In Hans Christian Andersen’s The Little Mermaid, for the title character “there was nothing she delighted in so much as to hear about the upper world. She was always asking her grandmother to tell her all she knew about ships, towns, people, and animals” (109). The little mermaid idealized and revered the human world like immigrants who dream of joining another community. Her interest in the world above water predated her interest with the prince, making the human world her first infatuation and aspiration. The little mermaid impatiently waits for her access to this land of her dreams and is further enthralled on her first visit to the surface by seeing the human experiences of celebration and mortality. The prince’s birthday party shows new experiences that the little mermaid has not encountered such as dancing and fireworks, “large suns were throwing out sparks…and all these wonders were reflected in the calm sea below” (Andersen 114).

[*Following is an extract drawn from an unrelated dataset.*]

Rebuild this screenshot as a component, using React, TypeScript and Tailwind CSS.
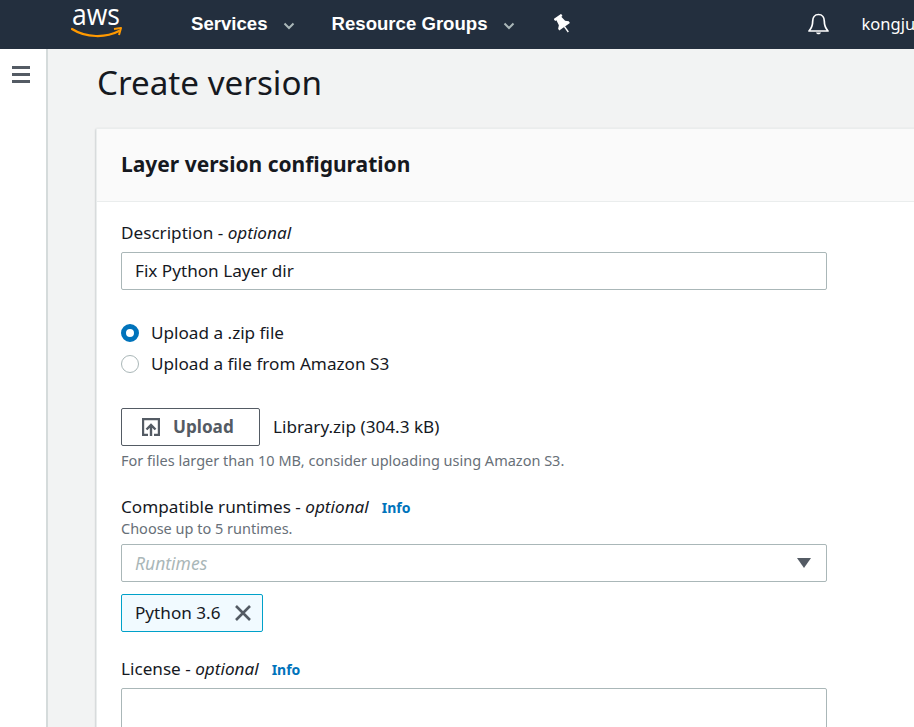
import React from "react";

const Chevron = () => (
  <svg width="12" height="8" viewBox="0 0 12 8" className="text-[#aab7b8]">
    <path d="M1.5 1.5 6 6l4.5-4.5" fill="none" stroke="currentColor" strokeWidth="2" />
  </svg>
);

const AwsLogo = () => (
  <svg width="52" height="40" viewBox="0 0 52 40">
    <text
      x="1"
      y="25"
      fill="#ffffff"
      fontSize="30"
      textLength="48"
      lengthAdjust="spacingAndGlyphs"
      fontFamily="'Open Sans', sans-serif"
    >
      aws
    </text>
    <path d="M1 29c14 9 34 9 47 2" fill="none" stroke="#f90" strokeWidth="2.2" strokeLinecap="round" />
    <path d="M43 29l7-1-2 7" fill="none" stroke="#f90" strokeWidth="2" strokeLinejoin="round" />
  </svg>
);

const Pin = () => (
  <svg width="16" height="19" viewBox="0 0 16 19">
    <g transform="rotate(-35 8 9)">
      <path d="M3.500 1h9v2.500h-1.500l.8 5.500 2.700 2.500v2h-13v-2L4.200 9 5 3.500H3.500z" fill="#ffffff" />
      <path d="M8 13v7" stroke="#ffffff" strokeWidth="1.400" />
    </g>
  </svg>
);

const Bell = () => (
  <svg width="21" height="23" viewBox="0 0 21 23">
    <path
      d="M10.500 1.500c-3.800 0-5.800 3-5.800 6.500 0 5-1 7-3.700 10h19c-2.700-3-3.700-5-3.700-10 0-3.500-2-6.500-5.800-6.500z"
      fill="none"
      stroke="#ffffff"
      strokeWidth="1.700"
      strokeLinejoin="round"
    />
    <path d="M8 19.500h5c-.5 2.400-4.500 2.400-5 0z" fill="#ffffff" />
  </svg>
);

const UploadIcon = () => (
  <svg width="18" height="18" viewBox="0 0 18 18" className="shrink-0 text-[#545b64]">
    <path d="M6 17H1V1h16v16h-5" fill="none" stroke="currentColor" strokeWidth="2.400" />
    <path d="M9 18V7M4.500 11.500 9 7l4.500 4.500" fill="none" stroke="currentColor" strokeWidth="2.400" />
  </svg>
);

const CloseIcon = () => (
  <svg width="18" height="18" viewBox="0 0 18 18" className="ml-[13px] shrink-0 text-[#545b64]">
    <path d="M2 2l14 14M16 2 2 16" fill="none" stroke="currentColor" strokeWidth="2.600" />
  </svg>
);

const Info = () => <span className="text-[14px] font-bold text-[#0073bb]">Info</span>;

export default function App() {
  return (
    <div className="flex h-[727px] w-[914px] flex-col overflow-hidden bg-white font-['Noto_Sans',sans-serif] text-[17.150px] text-[#16191f]">
      <header className="flex h-[49px] shrink-0 items-center whitespace-nowrap bg-[#232f3e] font-['Liberation_Sans',sans-serif] text-white">
        <div className="-mt-[9px] ml-[71px] w-[120px] shrink-0">
          <AwsLogo />
        </div>
        <span className="-mt-[2px] text-[18.600px] font-bold">Services</span>
        <span className="ml-[15px] mt-[3px]"><Chevron /></span>
        <span className="-mt-[2px] ml-[37px] text-[18.600px] font-bold">Resource Groups</span>
        <span className="ml-[15px] mt-[3px]"><Chevron /></span>
        <span className="-mt-[2px] ml-[39px]"><Pin /></span>
        <span className="ml-[238px]"><Bell /></span>
        <span className="ml-[33px] font-['Noto_Sans',sans-serif] text-[16.500px]">kongju</span>
      </header>

      <div className="flex min-h-0 flex-1">
        <aside className="w-[48px] shrink-0 border-r-2 border-[#d5dbdb] pl-[12px] pt-[17px]">
          <div className="flex w-[18px] flex-col gap-[4px]">
            <div className="h-[3px] bg-[#545b64]" />
            <div className="h-[3px] bg-[#545b64]" />
            <div className="h-[3px] bg-[#545b64]" />
          </div>
        </aside>

        <main className="min-w-0 flex-1 bg-[#f2f3f3] pl-[48px]">
          <h1 className="h-[79px] whitespace-nowrap pl-px pt-[10px] text-[33.200px] leading-[48px] text-[#16191f]">
            Create version
          </h1>

          <section className="h-[700px] w-[900px] rounded-[1px] border-l border-t border-[#eaeded] bg-white shadow-[0_1px_2px_rgba(0,28,36,0.4)]">
            <div className="flex h-[73px] items-center border-b border-[#eaeded] bg-[#fafafa] pl-[24px] text-[21px] font-bold">
              Layer version configuration
            </div>

            <div className="w-[731px] pl-[24px]">
              <div className="mt-[19px] h-[24px] leading-[24px]">
                Description - <em>optional</em>
              </div>
              <div className="mt-[7px] flex h-[38px] w-[706px] items-center rounded-[2px] border border-[#aab7b8] pl-[13px]">
                Fix Python Layer dir
              </div>

              <div className="mt-[27px] flex h-[31px] items-center gap-[12px]">
                <div className="h-[18px] w-[18px] rounded-full border-[5px] border-[#0073bb] bg-white" />
                Upload a .zip file
              </div>
              <div className="flex h-[31px] items-center gap-[12px]">
                <div className="h-[18px] w-[18px] rounded-full border border-[#aab7b8] bg-white" />
                Upload a file from Amazon S3
              </div>

              <div className="mt-[29px] flex items-center">
                <div className="flex h-[38px] w-[139px] items-center gap-[13px] rounded-[2px] border border-[#545b64] pl-[20px] font-bold text-[#545b64]">
                  <UploadIcon />
                  Upload
                </div>
                <span className="ml-[13px]">Library.zip (304.3 kB)</span>
              </div>
              <div className="mt-[4px] h-[20px] text-[14.500px] leading-[20px] text-[#687078]">
                For files larger than 10 MB, consider uploading using Amazon S3.
              </div>

              <div className="mt-[25px] flex h-[23px] items-center">
                <span>
                  Compatible runtimes - <em>optional</em>
                </span>
                <span className="ml-[13px]"><Info /></span>
              </div>
              <div className="h-[20px] text-[14.500px] leading-[20px] text-[#687078]">Choose up to 5 runtimes.</div>
              <div className="mt-[6px] flex h-[38px] w-[706px] items-center justify-between rounded-[2px] border border-[#aab7b8] pl-[13px] pr-[15px]">
                <em className="text-[17.500px] text-[#aab7b8]">Runtimes</em>
                <div className="h-0 w-0 border-x-[7px] border-t-[10px] border-x-transparent border-t-[#545b64]" />
              </div>
              <div className="mt-[12px] flex h-[38px] w-[142px] items-center rounded-[2px] border border-[#00a1c9] bg-[#f1faff] pl-[13px]">
                Python 3.6
                <CloseIcon />
              </div>

              <div className="mt-[25px] flex h-[24px] items-center">
                <span>
                  License - <em>optional</em>
                </span>
                <span className="ml-[13px]"><Info /></span>
              </div>
              <div className="mt-[7px] h-[80px] w-[706px] rounded-[2px] border border-[#aab7b8]" />
            </div>
          </section>
        </main>
      </div>
    </div>
  );
}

This comparison shows how the little mermaid sees the brightness and life of the human world that does not reach into her world. She stays late into the night, not wanting to let go of this experience and inadvertently becomes entangled in the lives of humans.
When the prince almost drowns during the storm, she remembers humans’ inability to survive under water like her. This is when the first of her abilities benefit the human world. Not only in the single life of the prince, but also the kingdom he reigns over. The little mermaid’s choice to save him and carry him to shore more than likely saved a kingdom’s power in the political world. The little mermaid saves the prince as an individual, not as a political act but she soon sees in the land-based rescue of him contributing to the happiness of the community around him. “And the mermaid saw that the prince came to life again, and that he smiled on all those around him. But he did not send her a smile, neither did he know she had saved him, so she felt quite afflicted” (Andersen 116). She understands her contribution, how she has added value to the human world, but because she is separate from the space of humans, her contributions are not recognized by the population she hopes to be considered equal to.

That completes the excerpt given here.